Title: Re: 1,6-dibromohexane
Post by: Ingeniosuccinimide on July 09, 2014, 07:47:45 AM
I see, but due to some circumstances (e.g. I'm a master student hence I have no permission to buy chemicals, and neighboring lab does not have dibromohexane). We weren't eager to buy bulk quantity of dibromohexane, regardless of the fact it's inexpensive, but rather prepare 2-3 mL, we don't need more. And we need it today or tomorrow.

The funny thing is that we have quite a lot of PPh3 and CBr4 in our lab.

Does typical Appel involve complicated purification? As far as I understood conditions are quite mild, only question is about typical purifying procedure.
Title: Re: 1,6-dibromohexane
Post by: Babcock_Hall on July 09, 2014, 09:18:28 AM
1,6-dichlorohexane could be converted by means of the Finkelstein reaction.
Title: Re: 1,6-dibromohexane
Post by: Dan on July 09, 2014, 09:25:40 AM
Does typical Appel involve complicated purification? As far as I understood conditions are quite mild, only question is about typical purifying procedure.

Depends on your definition of complicated - it'll be an aq/org extraction followed by column I expect.

There are some refs at the bottom of this page:

http://www.organic-chemistry.org/namedreactions/appel-reaction.shtm

Have a look at some papers and see if it looks attractive to you. You can do a more extensive search on the usual databases for more examples.
Title: Re: 1,6-dibromohexane
Post by: kamiyu on July 10, 2014, 04:51:41 AM
1) Note that Appel reaction requires water-free system

2) It is very unlikely to make 1,6-dibromohexane from 1-bromohexane

3) For 1,6-hexanediol, in addition to HBr, you may also try H2SO4/NaBr. This is indeed high school chemistry..
Title: Re: 1,6-dibromohexane
Post by: Ingeniosuccinimide on July 10, 2014, 05:12:53 PM
OK, the Appel was quite successful, thanks for advices.

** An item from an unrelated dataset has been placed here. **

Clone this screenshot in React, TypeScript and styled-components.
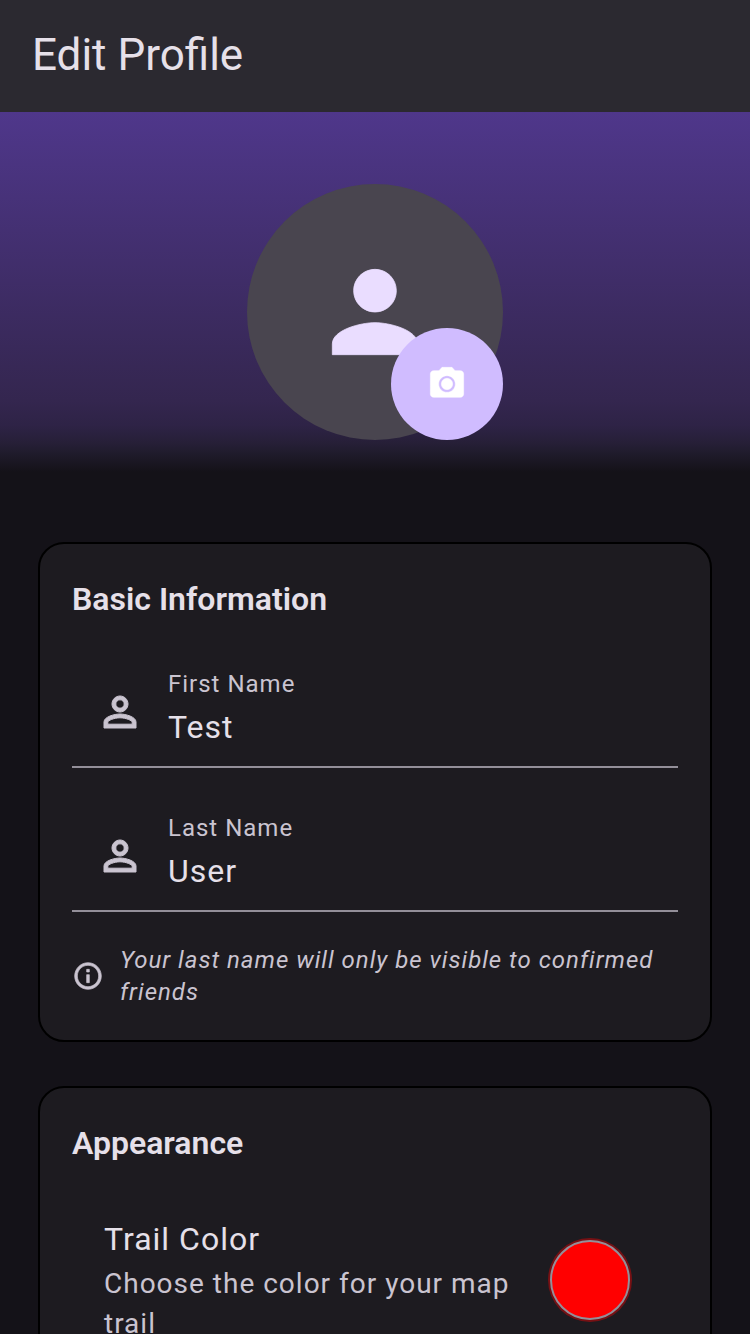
import React, { useState } from "react";
import styled, { createGlobalStyle } from "styled-components";

const colors = {
  surface: "#141218",
  surfaceLow: "#1d1b20",
  surfaceHigh: "#2b2930",
  avatar: "#49454f",
  primary: "#d0bcff",
  primaryContainer: "#4f378b",
  onPrimaryContainer: "#eaddff",
  text: "#e6e0e9",
  textMuted: "#cac4d0",
  outline: "#938f99",
};

const GlobalStyle = createGlobalStyle`
  *, *::before, *::after { box-sizing: border-box; }
  body {
    margin: 0;
    background: ${colors.surface};
    color: ${colors.text};
    font-family: Roboto, "Liberation Sans", sans-serif;
  }
`;

const Screen = styled.div`
  display: flex;
  flex-direction: column;
  height: 100vh;
`;

const AppBar = styled.header`
  display: flex;
  flex: none;
  align-items: center;
  min-height: 112px;
  padding: 0 32px 2px;
  background: ${colors.surfaceHigh};
`;

const PageTitle = styled.h1`
  margin: 0;
  font-size: 44px;
  font-weight: 400;
  line-height: 56px;
`;

const Content = styled.main`
  flex: 1;
  min-height: 0;
  overflow-y: auto;
  scrollbar-width: none;
`;

const Hero = styled.section`
  display: flex;
  justify-content: center;
  padding: 72px 32px 32px;
  background: linear-gradient(
    to bottom,
    ${colors.primaryContainer} 0%,
    #34264f 80%,
    #2e2346 87%,
    #261f37 92%,
    #1f1b2b 95%,
    ${colors.surface} 100%
  );
`;

const Avatar = styled.div`
  position: relative;
  display: flex;
  align-items: center;
  justify-content: center;
  width: 256px;
  height: 256px;
  border-radius: 50%;
  background: ${colors.avatar};
  color: ${colors.onPrimaryContainer};
`;

const PhotoButton = styled.button`
  position: absolute;
  right: 0;
  bottom: 0;
  display: flex;
  align-items: center;
  justify-content: center;
  width: 112px;
  height: 112px;
  padding: 0;
  border: 0;
  border-radius: 50%;
  background: ${colors.primary};
  color: #fff;
  cursor: pointer;
`;

const Icon = styled.svg<{ $size: number }>`
  flex: none;
  width: ${(p) => p.$size}px;
  height: ${(p) => p.$size}px;
  fill: currentColor;
`;

const Cards = styled.div`
  display: flex;
  flex-direction: column;
  gap: 44px;
  padding: 70px 38px 40px;
`;

const Card = styled.section`
  display: flex;
  flex-direction: column;
  gap: 32px;
  padding: 32px;
  border: 2px solid #000;
  border-radius: 26px;
  background: ${colors.surfaceLow};
`;

const CardTitle = styled.h2`
  margin: 0;
  padding-bottom: 2px;
  font-size: 32px;
  font-weight: 600;
  line-height: 46px;
`;

const Field = styled.div`
  display: flex;
  align-items: center;
  gap: 24px;
  height: 112px;
  padding-left: 24px;
  box-shadow: inset 0 -2px ${colors.outline};
  color: ${colors.textMuted};
`;

const FieldBody = styled.div`
  display: flex;
  flex: 1;
  flex-direction: column;
  gap: 4px;
  min-width: 0;
  padding-bottom: 6px;
`;

const Label = styled.label`
  font-size: 24px;
  line-height: 32px;
  letter-spacing: 1px;
`;

const TextInput = styled.input`
  width: 100%;
  height: 46px;
  padding: 0;
  border: 0;
  outline: 0;
  background: transparent;
  color: ${colors.text};
  font: 400 32px/46px Roboto, "Liberation Sans", sans-serif;
  letter-spacing: 1px;
`;

const Note = styled.div`
  display: flex;
  align-items: center;
  gap: 16px;
  color: ${colors.textMuted};
`;

const NoteText = styled.p`
  margin: 0;
  font-size: 24px;
  font-style: italic;
  line-height: 32px;
  letter-spacing: 1px;
`;

const Tile = styled.div`
  display: flex;
  align-items: center;
  gap: 32px;
  padding: 16px 48px 16px 32px;
`;

const TileText = styled.div`
  flex: 1;
  min-width: 0;
`;

const TileTitle = styled.h3`
  margin: 0;
  padding-bottom: 2px;
  font-size: 32px;
  font-weight: 400;
  line-height: 46px;
  letter-spacing: 1px;
`;

const TileSubtitle = styled.p`
  margin: 0;
  color: ${colors.textMuted};
  font-size: 28px;
  line-height: 40px;
  letter-spacing: 1px;
`;

const Swatch = styled.button<{ $color: string }>`
  flex: none;
  width: 80px;
  height: 80px;
  padding: 0;
  border: 2px solid ${colors.outline};
  border-radius: 50%;
  background: ${(p) => p.$color};
  box-shadow: 0 0 0 2px rgba(255, 0, 0, 0.4);
  cursor: pointer;
`;

const PersonOutline = () => (
  <Icon $size={48} viewBox="0 0 24 24" stroke="currentColor" strokeWidth="0.5" aria-hidden="true">
    <path d="M12 5.9c1.16 0 2.1.94 2.1 2.1s-.94 2.1-2.1 2.1S9.9 9.16 9.9 8s.94-2.1 2.1-2.1m0 9c2.97 0 6.1 1.46 6.1 2.1v1.1H5.9V17c0-.64 3.13-2.1 6.1-2.1M12 4C9.79 4 8 5.79 8 8s1.79 4 4 4 4-1.79 4-4-1.79-4-4-4zm0 9c-2.67 0-8 1.34-8 4v3h16v-3c0-2.66-5.33-4-8-4z" />
  </Icon>
);

type NameFieldProps = {
  id: string;
  label: string;
  value: string;
  onChange: (value: string) => void;
};

const NameField = ({ id, label, value, onChange }: NameFieldProps) => (
  <Field>
    <PersonOutline />
    <FieldBody>
      <Label htmlFor={id}>{label}</Label>
      <TextInput id={id} type="text" value={value} onChange={(e) => onChange(e.target.value)} />
    </FieldBody>
  </Field>
);

export default function App() {
  const [firstName, setFirstName] = useState("Test");
  const [lastName, setLastName] = useState("User");

  return (
    <>
      <GlobalStyle />
      <Screen>
        <AppBar>
          <PageTitle>Edit Profile</PageTitle>
        </AppBar>
        <Content>
          <Hero>
            <Avatar>
              <Icon $size={128} viewBox="0 0 24 24" stroke="currentColor" strokeWidth="0.15" aria-hidden="true">
                <path d="M12 12c2.21 0 4-1.79 4-4s-1.79-4-4-4-4 1.79-4 4 1.79 4 4 4zm0 2c-2.67 0-8 1.34-8 4v2h16v-2c0-2.66-5.33-4-8-4z" />
              </Icon>
              <PhotoButton type="button" aria-label="Change photo">
                <Icon $size={40} viewBox="0 0 24 24" stroke="currentColor" strokeWidth="0.3" aria-hidden="true">
                  <circle cx="12" cy="12" r="3.4" />
                  <path d="M9 2L7.17 4H4c-1.1 0-2 .9-2 2v12c0 1.1.9 2 2 2h16c1.1 0 2-.9 2-2V6c0-1.1-.9-2-2-2h-3.17L15 2H9zm3 15c-2.76 0-5-2.24-5-5s2.24-5 5-5 5 2.24 5 5-2.24 5-5 5z" />
                </Icon>
              </PhotoButton>
            </Avatar>
          </Hero>
          <Cards>
            <Card>
              <CardTitle>Basic Information</CardTitle>
              <NameField id="first-name" label="First Name" value={firstName} onChange={setFirstName} />
              <NameField id="last-name" label="Last Name" value={lastName} onChange={setLastName} />
              <Note>
                <Icon $size={32} viewBox="0 0 24 24" stroke="currentColor" strokeWidth="0.5" aria-hidden="true">
                  <path d="M11 7h2v2h-2zm0 4h2v6h-2zm1-9C6.48 2 2 6.48 2 12s4.48 10 10 10 10-4.48 10-10S17.52 2 12 2zm0 18c-4.41 0-8-3.59-8-8s3.59-8 8-8 8 3.59 8 8-3.59 8-8 8z" />
                </Icon>
                <NoteText>Your last name will only be visible to confirmed friends</NoteText>
              </Note>
            </Card>
            <Card>
              <CardTitle>Appearance</CardTitle>
              <Tile>
                <TileText>
                  <TileTitle>Trail Color</TileTitle>
                  <TileSubtitle>Choose the color for your map trail</TileSubtitle>
                </TileText>
                <Swatch type="button" $color="#ff0000" aria-label="Trail color: red" />
              </Tile>
            </Card>
          </Cards>
        </Content>
      </Screen>
    </>
  );
}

I have one more question: the purpose of 1,6-dibromohexane is to make thiepane from it, according to the work from:

Mandolini, Vontor, Synthetic Communications, 9 (9), 857-861 (1979). (I didn't find any better procedure to prepare thiepane.)

In that work, the autors state that there were "three tested solvents, namely dimethylformamide, dimethylsulfoxide, and hexamethylphosphoramide, of which the last was by far the most effective". Since we don't have the latter in the lab, I'm considering switching it With something else but I really don't know which other polar aprotic solvent to use, especially after they wrote that DMF and DMSO were not effective.

Can you suggest some better way to get thiepane on 1-5 gram scale? Preferably from acyclic precursors, since we don't have any thiepane derivatives in the lab. (buying is excluded unfortunately)
Title: Re: 1,6-dibromohexane
Post by: wildfyr on August 04, 2014, 02:03:01 PM
The arsenal of highly polar aprotic organics is usually centered around DMF and DMSO. Maybe carbon disulfide (stinks like hell) acetonitrile (easy to work with, not as polar). N-Methyl-2-pyrrolidone (NMP) is an option, as is Dimethylacetamide. After that, things quickly stop being considered "solvents" and start becoming "reagent." If dibromohexane was out of your budget, and you don't already have one of those, then you might be stuck using DMF/DMSO.
Title: Re: 1,6-dibromohexane
Post by: kamiyu on August 04, 2014, 06:33:48 PM
Oh you think CS2 stinks like "hell"???

Indeed, CS2 is a few organic compounds with sulphur atom that has a sweet smelling.